In time, the campus relaxed. Minch had retreated to his hometown of Greenland, N.H. Recalls Darlene Prickett of the Gallaudet publicity office: "Most people felt that with him gone, things could start going back to normal." Accordingly, on Feb. 2 the Phi Kappa Zeta sorority threw a party, open to all, at a downtown establishment called the Diva Club. "We don't care what kind of music it is, as long as the bass is going, the rhythm," says junior Rebecca Goldenbaum. It was the first big bash of the new semester. Like many of the revelers, junior Jason Lamberton straggled back to campus at dawn, as the trees blew in a cold wind. When he arrived, he recalls, "I saw the police cars lining up, and I had to rub my eyes and pinch myself. It was the same scene all over again." And it was again at Cogswell.
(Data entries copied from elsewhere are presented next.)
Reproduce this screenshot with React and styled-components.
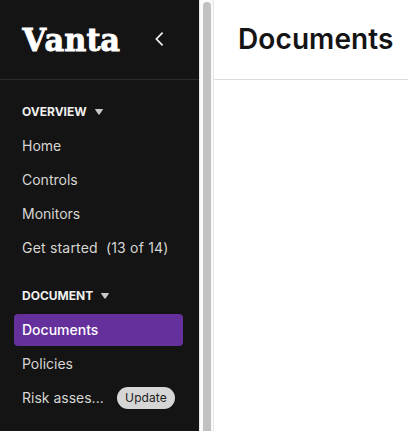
import React from "react";
import styled, { createGlobalStyle } from "styled-components";

const sections = [
  {
    title: "OVERVIEW",
    items: [
      { label: "Home" },
      { label: "Controls" },
      { label: "Monitors" },
      { label: "Get started", count: "(13 of 14)", wide: true },
    ],
  },
  {
    title: "DOCUMENT",
    items: [
      { label: "Documents", active: true },
      { label: "Policies" },
      { label: "Risk asses...", badge: "Update" },
    ],
  },
];

const App = () => {
  return (
    <>
      <GlobalStyle />
      <Layout>
        <Sidebar>
          <SidebarHeader>
            <Logo width="98" height="32" viewBox="0 0 98 32">
              <text x=".6 23.6 44.4 68 82.4" y="28" transform="scale(.95 1)">
                Vanta
              </text>
            </Logo>
            <CollapseButton aria-label="Collapse">
              <svg width="10" height="16" viewBox="0 0 10 16" fill="none">
                <path d="M8.6 1.7 2.4 8l6.2 6.3" stroke="#f2f2ee" strokeWidth="1.7" />
              </svg>
            </CollapseButton>
          </SidebarHeader>
          <Nav>
            {sections.map((section) => (
              <Section key={section.title}>
                <SectionTitle>
                  {section.title}
                  <svg width="8" height="6" viewBox="0 0 8 6">
                    <path d="M.6 0h6.8q.9 0 .4.8L4.7 5.3q-.7.9-1.4 0L.2.8Q-.3 0 .6 0z" fill="#c8c8c8" />
                  </svg>
                </SectionTitle>
                {section.items.map((item) => (
                  <NavItem key={item.label} $active={item.active} $wide={item.wide}>
                    <Label>{item.label}</Label>
                    {item.count && <Count>{item.count}</Count>}
                    {item.badge && <Badge>{item.badge}</Badge>}
                  </NavItem>
                ))}
              </Section>
            ))}
          </Nav>
        </Sidebar>
        <ScrollTrack>
          <ScrollThumb />
        </ScrollTrack>
        <Main>
          <PageHeader>
            <h1>Documents</h1>
          </PageHeader>
        </Main>
      </Layout>
    </>
  );
};

const GlobalStyle = createGlobalStyle`
  * {
    box-sizing: border-box;
  }
  body {
    margin: 0;
    overflow: hidden;
    font-family: Inter, "Liberation Sans", sans-serif;
    background-color: white;
  }
`;
const Layout = styled.div`
  display: flex;
  height: 100vh;
`;
const Sidebar = styled.aside`
  display: flex;
  flex-direction: column;
  flex: none;
  width: 199px;
  background-color: #141414;
`;
const SidebarHeader = styled.div`
  display: flex;
  align-items: center;
  justify-content: space-between;
  height: 80px;
  padding: 0 35px 2px 22px;
  border-bottom: 1px solid #2b2b2b;
`;
const Logo = styled.svg`
  overflow: visible;
  text {
    font-family: "DejaVu Serif", serif;
    font-size: 32px;
    font-weight: bold;
    fill: white;
    stroke: white;
    stroke-width: 0.9px;
  }
`;
const CollapseButton = styled.button`
  display: flex;
  padding: 0;
  border: none;
  background: none;
  cursor: pointer;
`;
const Nav = styled.nav`
  display: flex;
  flex-direction: column;
  gap: 16px;
  padding: 16px 16px 0 14px;
`;
const Section = styled.div`
  display: flex;
  flex-direction: column;
  gap: 2px;
`;
const SectionTitle = styled.div`
  display: flex;
  align-items: center;
  gap: 8px;
  height: 32px;
  padding: 0 8px 1px;
  color: #f0f0ee;
  font-size: 12px;
  font-weight: 700;
`;
const NavItem = styled.a`
  display: flex;
  align-items: center;
  justify-content: flex-start;
  height: 32px;
  padding: 0 8px;
  border-radius: 4px;
  color: ${({ $active }) => ($active ? "white" : "#d6d6d2")};
  background-color: ${({ $active }) => ($active ? "#652f9c" : "transparent")};
  font-size: 14px;
  font-weight: ${({ $active }) => ($active ? 500 : 400)};
  letter-spacing: ${({ $wide }) => ($wide ? "0.2px" : "0")};
  cursor: pointer;
`;
const Label = styled.span`
  padding-bottom: 2px;
  white-space: nowrap;
`;
const Count = styled.span`
  margin-left: 8px;
  padding-bottom: 2px;
  white-space: nowrap;
`;
const Badge = styled.span`
  flex: none;
  display: flex;
  align-items: center;
  justify-content: center;
  width: 58px;
  height: 22px;
  margin-left: auto;
  padding-bottom: 1px;
  border-radius: 11px;
  color: #1b1b1b;
  background-color: #d6d6d6;
  font-size: 12px;
  letter-spacing: 0.1px;
`;
const ScrollTrack = styled.div`
  flex: none;
  width: 15px;
  padding: 2px 2px 0 3px;
  border-left: 1px solid #e8e8e8;
  border-right: 1px solid #e6e6e6;
  background-color: #fafafa;
`;
const ScrollThumb = styled.div`
  width: 8px;
  height: 100%;
  border-radius: 4px 4px 0 0;
  background-color: #c1c1c1;
`;
const Main = styled.main`
  flex: 1;
  min-width: 0;
`;
const PageHeader = styled.header`
  display: flex;
  align-items: center;
  height: 80px;
  padding: 0 0 2px 24px;
  border-bottom: 1px solid #dcdcdc;
  h1 {
    margin: 0;
    color: #141414;
    font-size: 28px;
    font-weight: 600;
    letter-spacing: 0.1px;
  }
`;
export default App;
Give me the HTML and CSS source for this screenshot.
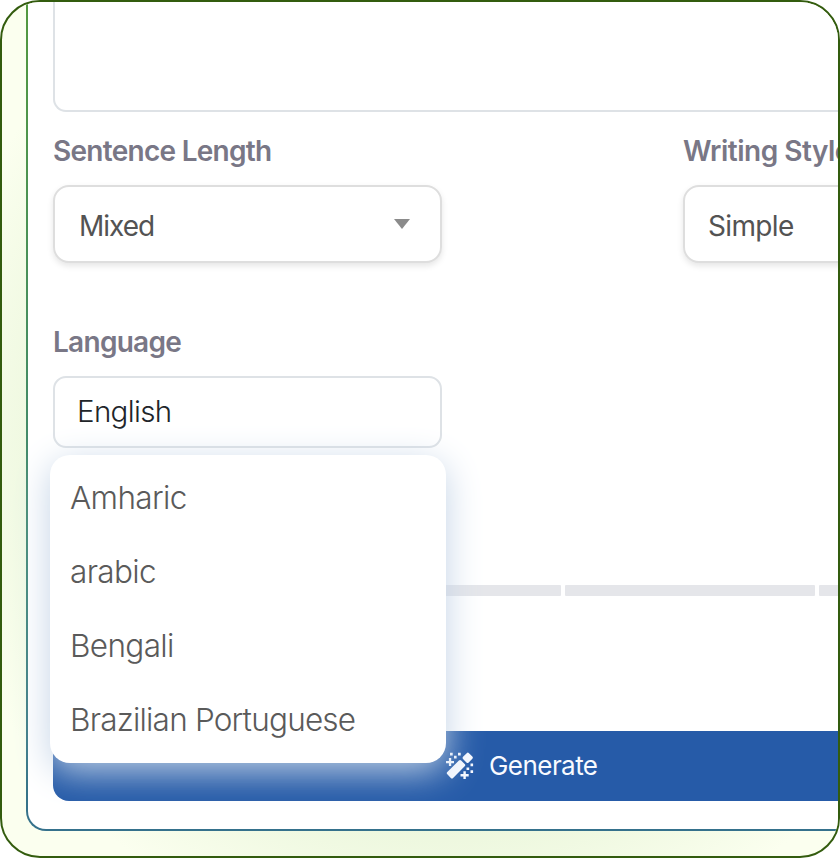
FILE: index.html
```html
<!DOCTYPE html>
<html lang="en">
<head>
    <meta charset="UTF-8">
    <meta name="viewport" content="width=device-width, initial-scale=1.0">
    <title>Generator</title>
    <link rel="stylesheet" href="styles.css">
</head>
<body>
    <div class="frame">
        <div class="panel">
            <div class="prompt-box"></div>

            <div class="fields">
                <div class="field">
                    <div class="label">Sentence Length</div>
                    <div class="select">
                        <span class="value-mixed">Mixed</span>
                        <svg class="arrow" viewBox="0 0 16 10"><path d="M0 0H16L8 10Z" fill="#8b8b8b"/></svg>
                    </div>
                </div>
                <div class="field">
                    <div class="label label-writing">Writing Style</div>
                    <div class="select select-style">
                        <span>Simple</span>
                    </div>
                </div>
            </div>

            <div class="language">
                <div class="label">Language</div>
                <div class="language-input">English</div>
                <ul class="dropdown">
                    <li>Amharic</li>
                    <li>arabic</li>
                    <li>Bengali</li>
                    <li class="item-long">Brazilian Portuguese</li>
                </ul>
            </div>

            <div class="steps">
                <div class="step"></div>
                <div class="step"></div>
                <div class="step"></div>
                <div class="step"></div>
            </div>

            <div class="generate">
                <svg class="wand" viewBox="0 0 28 28" fill="#f8faff">
                    <rect x="-4" y="-4.2" width="8" height="8.4" rx="1.6" transform="translate(21.7 5.8) rotate(45)"/>
                    <rect x="-4.1" y="-9.8" width="8.2" height="19.6" rx="1.6" transform="translate(10 17.2) rotate(45)"/>
                    <path d="M2.9 6h2.3v2.9H8v2.3H5.2V14H2.9v-2.800H0V8.900h2.900zM17.400 19.200h2.400v2.800h2.900v2.400h-2.900V27h-2.400v-2.600h-2.900V22h2.900z"/>
                    <path d="M4 .8h2.700v2.700H4zM12 .8h2.700v2.700H12zM8 3.800h2.600v2.600H8zM24.500 11.500h2.600v2.700h-2.600zM20.500 15.500h2.700v2.600h-2.700zM24.500 18.300h2.600V21h-2.600z"/>
                </svg>
                <span class="generate-text">Generate</span>
            </div>
        </div>
    </div>
</body>
</html>
```
FILE: styles.css
```css
body {
    margin: 0;
    background-color: #fff;
    font-family: Inter, "Liberation Sans", sans-serif;
}

.frame {
    box-sizing: border-box;
    width: 840px;
    height: 858px;
    border: 2px solid #335c0e;
    border-radius: 40px;
    overflow: hidden;
    background: radial-gradient(circle at 450px 430px, #ecf7dd 390px, #fbffef 530px);
}

/* runs past the right edge of the frame */
.panel {
    box-sizing: border-box;
    width: 1100px;
    height: 829px;
    margin-left: 24px;
    padding-left: 25px;
    border: 2px solid transparent;
    border-top: 0;
    border-bottom-left-radius: 20px;
    background: linear-gradient(#fff, #fff) padding-box, linear-gradient(#53993f, #3f8873 65%, #35718c) border-box;
}

.prompt-box {
    box-sizing: border-box;
    width: 1000px;
    height: 110px;
    border: 2px solid #dee2e6;
    border-top: 0;
    border-radius: 0 0 13px 13px;
}

.fields {
    display: flex;
    gap: 241px;
    padding-top: 22px;
}

.field {
    width: 389px;
}

.label {
    height: 34px;
    line-height: 34px;
    font-size: 28px;
    font-weight: 600;
    letter-spacing: -0.72px;
    color: #797786;
    white-space: nowrap;
}

.label-writing {
    letter-spacing: -0.5px;
}

.select {
    box-sizing: border-box;
    display: flex;
    align-items: center;
    justify-content: space-between;
    height: 78px;
    margin-top: 17px;
    padding: 3px 30px 0 24px;
    border: 2px solid #dedede;
    border-radius: 16px;
    background-color: #fff;
    box-shadow: 0 3px 6px rgba(0, 0, 0, 0.1);
    font-size: 28px;
    letter-spacing: -0.65px;
    color: #535353;
}

.select-style {
    padding-left: 23px;
}

.value-mixed {
    letter-spacing: -1px;
}

.arrow {
    width: 16px;
    height: 10px;
    margin-top: -3px;
}

.language {
    position: relative;
    width: 389px;
    margin-top: 62px;
}

.language-input {
    box-sizing: border-box;
    height: 72px;
    margin-top: 17px;
    padding-left: 22px;
    border: 2px solid #dee2e6;
    border-radius: 13px;
    line-height: 67px;
    font-size: 29.5px;
    font-weight: 300;
    letter-spacing: -0.65px;
    color: #212529;
}

.dropdown {
    position: absolute;
    top: 130px;
    left: -3px;
    z-index: 2;
    box-sizing: border-box;
    width: 396px;
    height: 308px;
    margin: 0;
    padding: 6px 20px;
    border-radius: 20px;
    background-color: #fff;
    box-shadow: 0 8px 36px #c3d3e6;
    list-style: none;
    font-size: 31.5px;
    font-weight: 300;
    letter-spacing: -0.65px;
    color: #5a5a5a;
}

.dropdown li {
    height: 74px;
    line-height: 74px;
    white-space: nowrap;
}

.item-long {
    letter-spacing: -0.8px;
}

.steps {
    display: flex;
    gap: 4px;
    margin-top: 137px;
    padding-left: 4px;
}

.step {
    flex: none;
    width: 250px;
    height: 11px;
    border-radius: 1px;
    background-color: #e5e6ea;
}

.generate {
    box-sizing: border-box;
    display: flex;
    align-items: center;
    gap: 15px;
    width: 1000px;
    height: 70px;
    margin-top: 135px;
    padding-left: 393px;
    border-radius: 16px;
    background-color: #265ba8;
    font-size: 26px;
    letter-spacing: -0.55px;
    color: #f8faff;
}

.generate-text {
    padding-bottom: 2px;
}

.wand {
    width: 28px;
    height: 28px;
}
```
The victim this time was Benjamin Varner. An incorrigibly curious freshman, Varner, 19, had once been limited by a teacher to a mere seven questions a day. Now he lay in his room, stabbed at least 19 times, his throat slashed.
Instead of cell phones, many deaf people use instant messaging and pagers set to vibrate rather than beep. "A few hours after the body was found," says Goldenbaum, "everyone [in deaf America] knew. They knew in California. They knew in New York." And shortly afterward they knew that Minch, who had been in New Hampshire, could not have committed the crime.
"Have you ever seen the movie," asks Marcus, "where there is a killer on the loose and one of the potential victims is trying to trace a call from the murderer and a phone company operator tells her, 'The call is coming from inside your house! Get out!'? That's the way it was here." A police detective informed a crowd at the cafeteria that "anyone here could be a suspect." The mental-health center was swamped, and two students withdrew from the university. Fernandes couldn't sleep. She had moved out of her home and into a house on campus. Every night she wandered the dorms until 1 a.m., talking to students, kicking out chocks they had stuck in self-locking hall doorways.